In Buie v. Commissioners of Fayetteville, 79 N.C. 267, it is decided that shares of stock in national banks, held by persons residing in the state, are subject to taxation in the county of the owner's residence, as part of his personal estate, and not elsewhere, for state and county purposes. The present case presents the question whether such stock, owned by one whose residence is just outside but whose business is within the corporate limits, may be taxed for municipal purposes in like manner as if his residence was also in the town. As the place and manner as well as extent of taxation of its citizens are regulated by the laws of the state, the solution of the question must be found in the proper interpretation to be put upon the clause of the amended charter, and, in our opinion, is free from all reasonable doubt. The words are direct and positive, that such property as is held by the plaintiff shall be subject to the burden of municipal taxation. The intention and the effect of the act are to make such a person for purposes of taxation an actual resident of the town. We have said in the case referred to, that resident stockholders in national banks might be taxed where the legislature directed, and they are here subjected to municipal assessment in the town. In this respect the plaintiff is made to share in the burdens, as *Page 156 he does in the advantages of a town residence, and we see no reason why he should not.
It is contended, however, that the proviso conferring the right to vote and participate in the management of municipal affairs, has been superseded and annulled by the constitution of 1868, and that this political privilege is so associated with the liability that the repeal of the one is the extinguishment of the other. We do not so construe the section. The electoral right is conferred on such as may constitutionally exercise it, but is not an inseparable condition of taxation. Persons under age, and women in the situation of the plaintiff, may be assessed and yet they cannot vote. If further restrictions are imposed by the organic law upon the electoral franchise, reducing it within narrower bounds or withdrawing it altogether, if such be the effect of the constitution, from the class to which the plaintiff belongs, this does not annual the authority to impose the tax. There is no such necessary connection between the liability created in the body of the section, and the privilege conferred in the attached proviso, that the former may not remain without the latter. If the constitution denies to the plaintiff the right to vote for officers of the town government for want of actual residence within its boundaries, he shares in other municipal privileges and is not exempt from the common burden by which these privileges are secured to himself and others.

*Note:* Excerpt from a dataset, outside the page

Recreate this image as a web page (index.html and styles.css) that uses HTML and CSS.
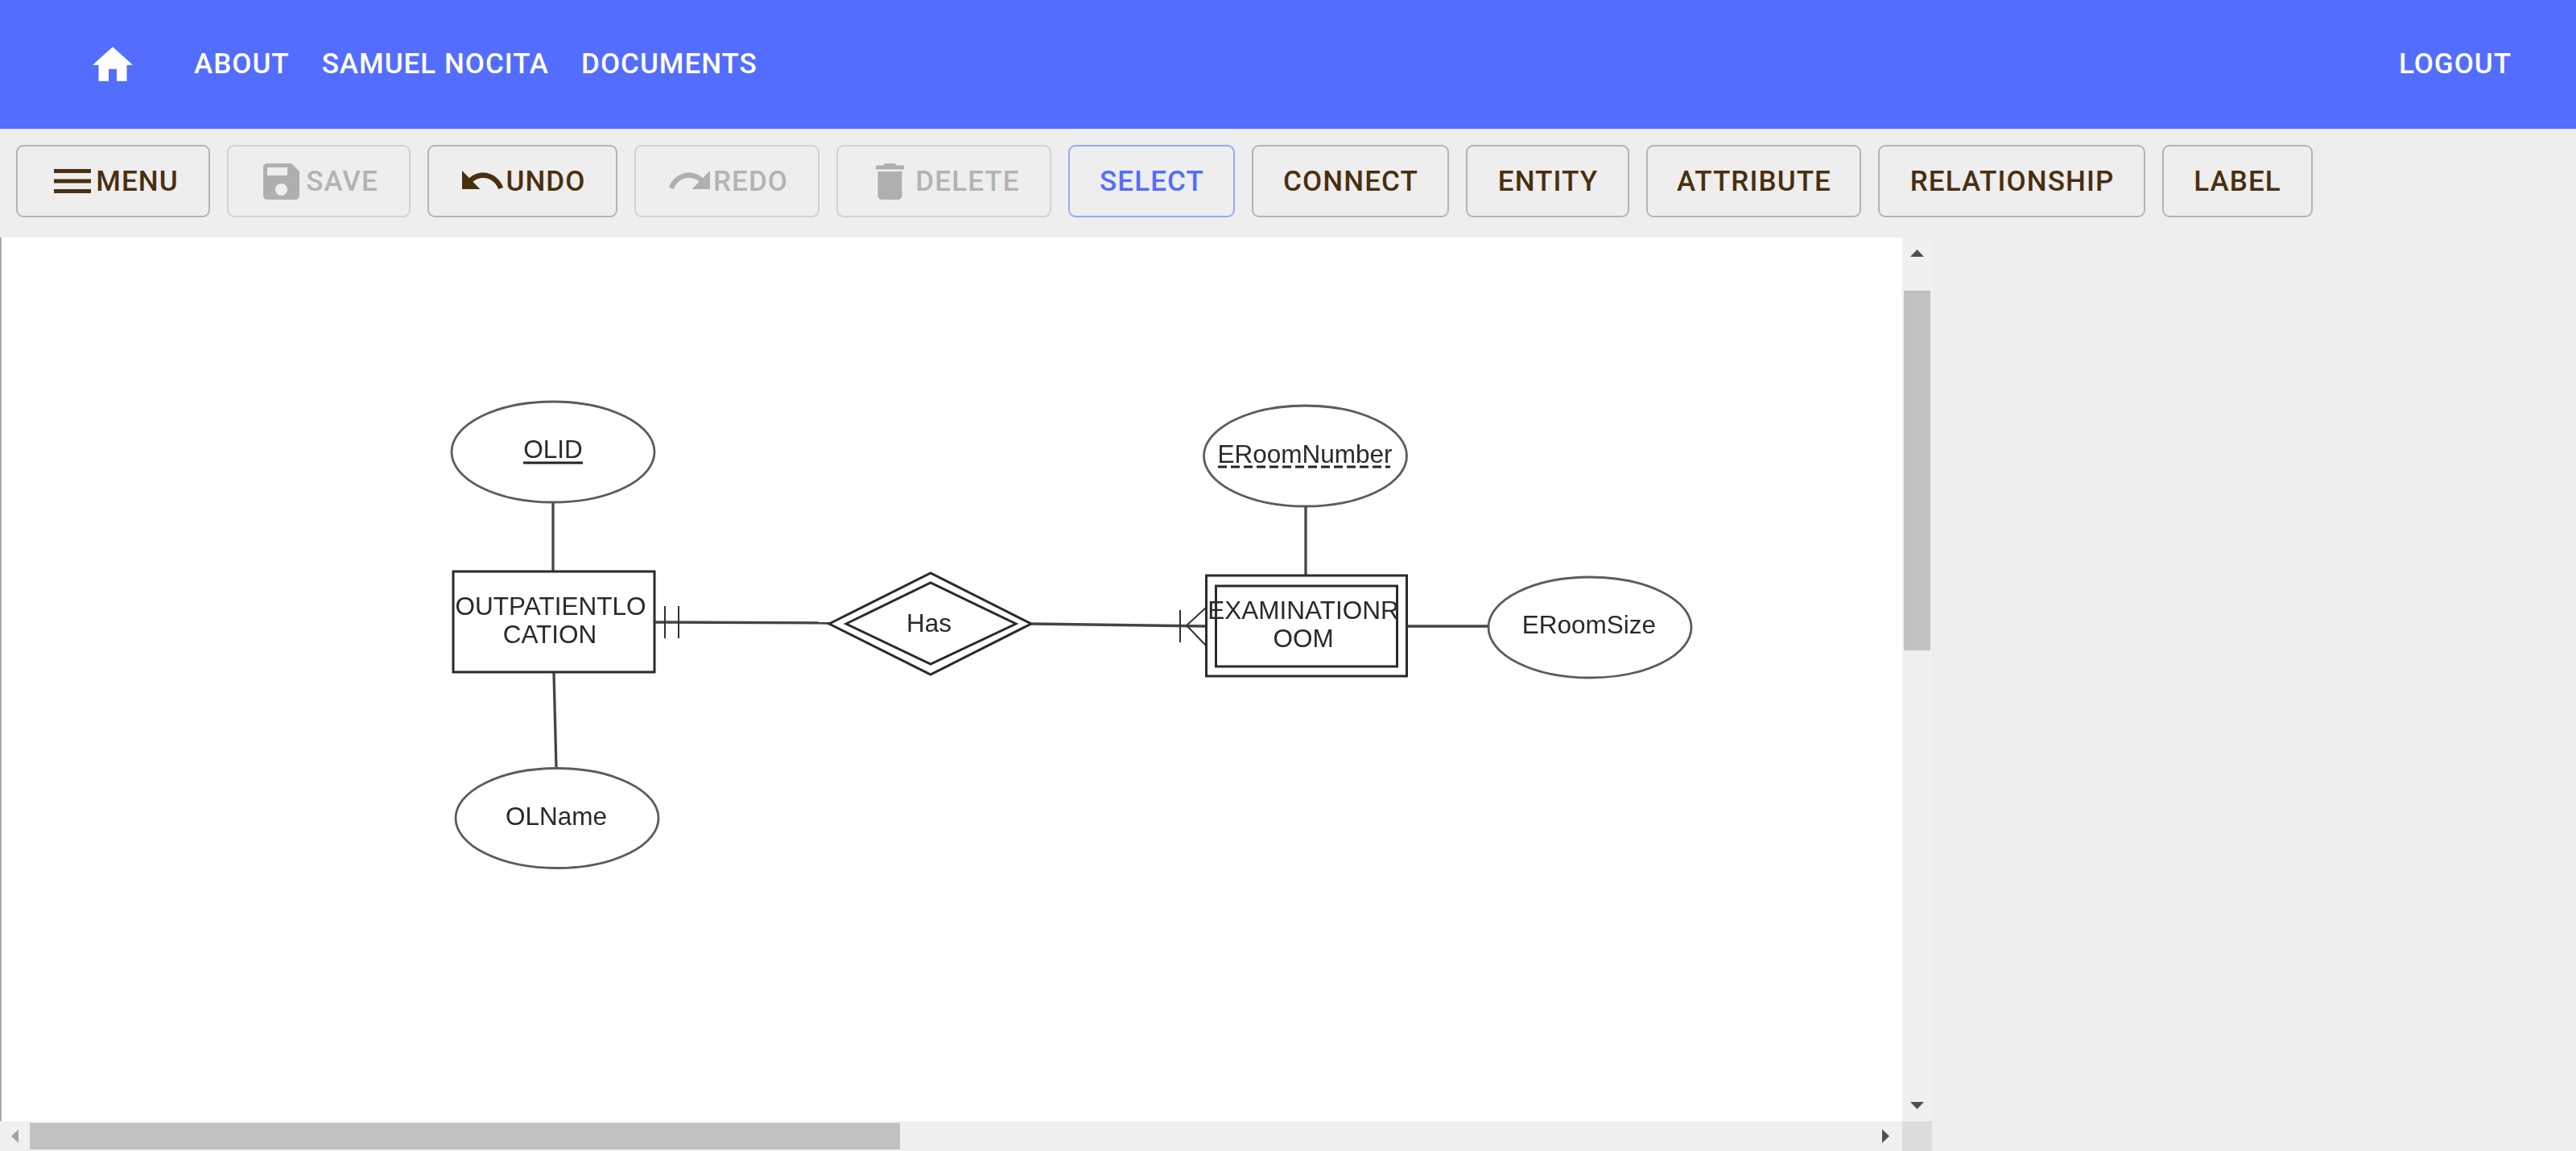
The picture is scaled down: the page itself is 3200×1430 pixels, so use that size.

It was suggested in the argument that the tax is levied as well to pay the corporate debt as to provide for the current expenses of the town government, and the first are not "for municipal purposes" within the meaning of the act. It is quite as much the duty of the authorities, in exercising the power of taxation, to provide for an existing legal obligation as for the expenses of governing the town and managing its affairs, and both are "for municipal purposes." The words are broad and comprehensive, looking to every *Page 157 legitimate use to which the moneys levied can be properly applied. The maxim invoked in aid of the argument that taxation and representation go together, has no application to individuals, but to political communities as such. Otherwise non-residents would escape all taxes whatever.
No error. Affirmed.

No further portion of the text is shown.